Cette préférence pour la présence de la lumière naturelle dans l'espace de travail sera également bien exprimée dans le pavillon administratif et de magasin de la société Elma à Arrasate-Mondragón, qui date de 1924. Il s'agit d'un puissant bloc rectangulaire, résolu en deux corps: l'un rectangulaire et une tour quadrangulaire occupant l'angle et saillant. Les façades s'ouvrent complètement, de haut en bas, jusqu'à atteindre le premier étage; il s'agit de grandes ouvertures en trois parties, s'inscrivant entre des pilastres décorés de plaques découpées de style baroque. L'ensemble est entièrement couronné par une corniche développée qui s'avance et termine en tablette pleine à moulures, surmontée à intervalles réguliers de petits pinacles en échelons, réservant un espace ou cartouche à l'identification d'entreprise. A vrai dire, cette énorme masse béton révèle déjà le nouvel éventail de possibilités qui s'ouvraient avec l'emploi du béton armé, dont les planchers résistants allaient permettre la conception d'usines à étages pour ce secteur industriel, en particulier celui qui se dédiait au travail de manipulation et de réglage.
Pour en terminer de ce bref passage en revue de certains des éléments les plus remarquables, nous pouvons réfléchir sur la formule utilisée par les armuriers dans la zone du bas Deba. Comme on l'a vu, ce fut la tradition et la concentration d'ouvriers dans ces communes, qui fut à l'origine de l'apparition des premières fabriques dans la seconde moitié du XIXe siècle. Comme elles provenaient d'un système éclaté de fabrication, basé sur de petites unités, et qu'il s'agissait d'un travail de précision, les premiers exemples tel l'atelier primitif des Orbea furent ceux de simples petits halls, aux petites dimensions, souvent bâtis à l'aide de matériaux et de techniques traditionnels.
Toutefois, la prolifération et le succès de ces armuriers, surtout dans les premières décennies du XXe siècle, donnera lieu à l'expansion des compagnies, et avec elles au besoin de nouveaux espaces et aux extensions. Dans cette seconde phase, les exemples les plus remarquables vont se résoudre en termes rationalistes, pour aller rapidement vers le fonctionnalisme, à l'état nu et fréquemment impersonnel. La première contrainte à laquelle ils on se heurtera sera le manque d'espaces libres: la concentration urbaine, notamment à Eibar, est d'autant plus problématique que la production se concentre dans le fond encaissé de la vallée fluviale. L'option choisie pour cette raison sera l'usine à étages, qui permet de rentabiliser l'investissement du terrain acquis en doublant, triplant et même quadruplant la capacité par la simple superposition d'étages.

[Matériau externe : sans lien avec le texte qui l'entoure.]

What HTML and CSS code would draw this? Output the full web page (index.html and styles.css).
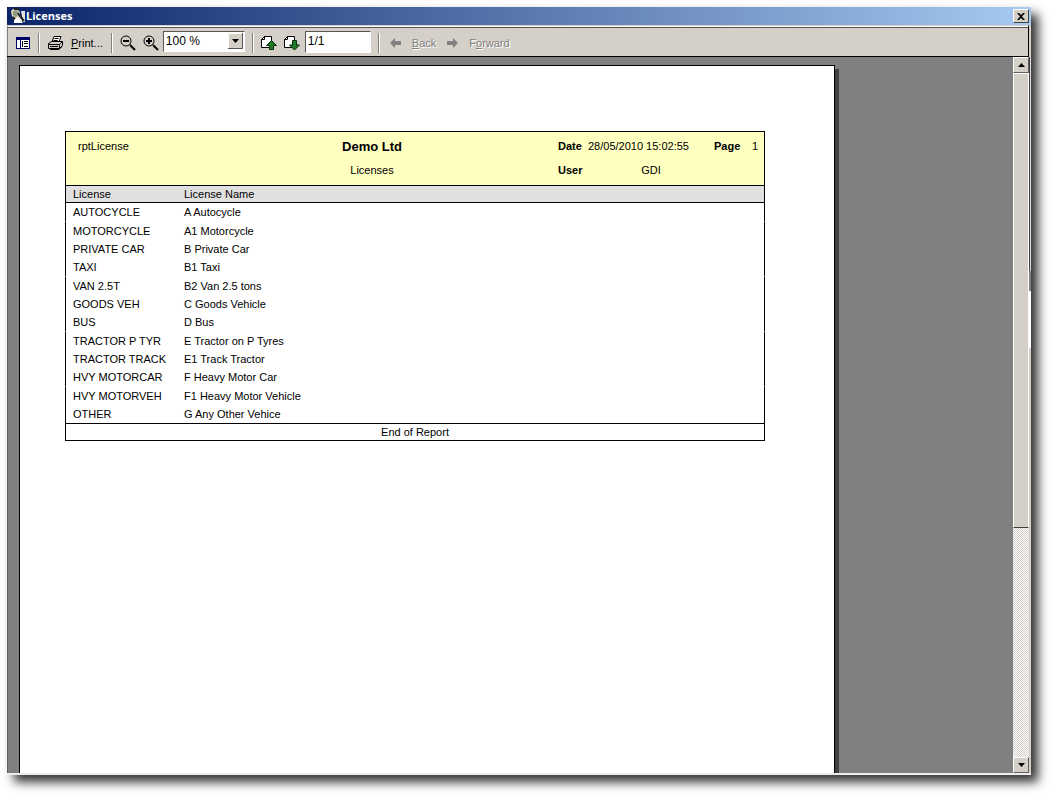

De plus, elle compte un avantage, que le matériau manipulé est de faibles dimensions et de poids inférieur.
Les ateliers se développent de la sorte, à mesure que la ville grandit. Ils s'y intègrent parfaitement, se camouflant comme un immeuble à étages parmi d'autres, dont seul la compartimentation des vitres et las dimensions de ses ouvertures -en général de plus grande taille, en série ou découpant la façade d'un côté à l'autre -, permettent de les distinguer. Les travées sont entourées de bandes. A l'intérieur on a recours aux planchers en béton, et l'on dispose comme il se doit les creux d'escaliers, d'ascenseurs et de monte-charge, en parvenant à faire en sorte que l'usine se fonde sans difficulté dans le tissu urbain. De façon parallèle, dans les espaces intermédiaires entre les communes, se créent peu à peu d'autres entreprises. Celles-ci, qui se regroupent volontairement, sont le plus souvent liées à l'apparition de nouveaux secteurs d'emploi du matériel métallique, comme les premières machines à coudre (ALFA, Singer) qui vont ouvrir la voie à l'avènement et au succès de l'industrie du petit électroménager.
Sans l'ombre d'un doute, l'histoire du développement métallurgique s'est converti en l'une des clés singulières pour connaître l'histoire du territoire guipuzcoan et en expliquer le présent. Sur son paysage il est toujours loisible d'apprécier les empreintes de cette évolution. Là où l'on avait auparavant une forge s'établira plus tard la timide expression de sa révolution industrielle particulière -les premiers ateliers et hauts fourneaux -, pour laisser la place à l'entreprise qui va jouer un rôle décisif au début du siècle, se battant et se transformant dans les difficiles années charnières du siècle pour atteindre son apogée dans les années 80, avant de céder à son tour devant l'irruption de la zone industrielle actuelle. Une synthèse de changements qui vaut également pour bien des contrées du Guipúzcoa et qui explique, mieux qu'aucune autre, l'actuelle physionomie de l'industrie métallurgique: variée, moderne, flexible et souple devant le marché, capitalisée et efficace. Son legs matériel, quoique avec de notables absences, narre également ce processus né au chaud de simples fours de pierre, alimenté au charbon de bois et forgé dans la sueur et "à la force des bras".